This is another in a series of blogs on the basics of estate planning.
IRAs are one the trickiest assets for estate planning attorneys to handle for many reasons. First, they often are overlooked in the estate planning process because they cannot be transferred during lifetime.
This asset, like some other assets, are controlled by beneficiary designation. While the client might remember a large IRA, they often forget smaller IRAs. As a result, beneficiary designations often are left unchanged even when circumstances have changed, making those designations no longer appropriate.
Next, IRAs can be confusing regarding their asset protection characteristics. During lifetime, your own IRA is exempt in bankruptcy under federal law, at least up to $1 million. However, other retirement plans, such as 401ks, are completely exempt. Also, after the death of the owner, the inherited IRA has no asset protection under federal bankruptcy law.
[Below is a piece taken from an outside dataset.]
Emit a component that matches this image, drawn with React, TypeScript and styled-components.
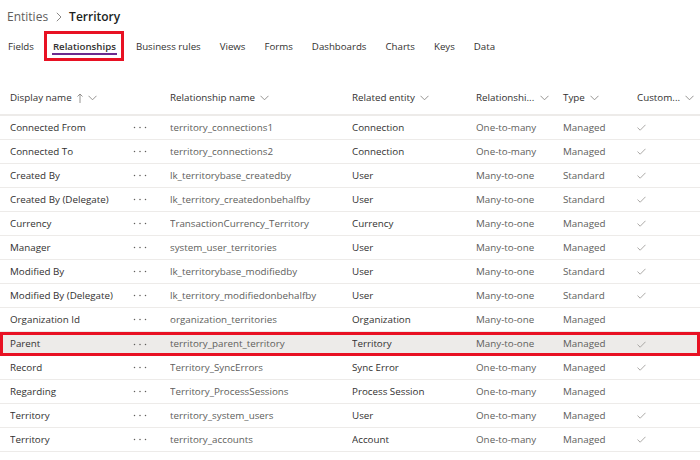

This was made clear by the U.S. Supreme Court in Clark v. Rameker (2014), in which the court held that inherited IRAs were not “retirement funds” pursuant to federal exemptions because the funds were not necessarily being saved for retirement like with a participatory IRA.
However, there still may be some asset protection pursuant to state law. For example, in California, inherited IRAs are considered “retirement funds” under the California slate of exemptions in bankruptcy, notwithstanding the decision in Clark v. Rameker. See In re Sherr (2016).
Next, traditional IRAs and other traditional retirement assets are included for estate tax purposes at their full value. However, the funds will be subject to income taxation on all distributions when taken, depending upon the income tax bracket of the beneficiary. If the client has a taxable estate, perhaps they should consider converting the IRA to a Roth IRA.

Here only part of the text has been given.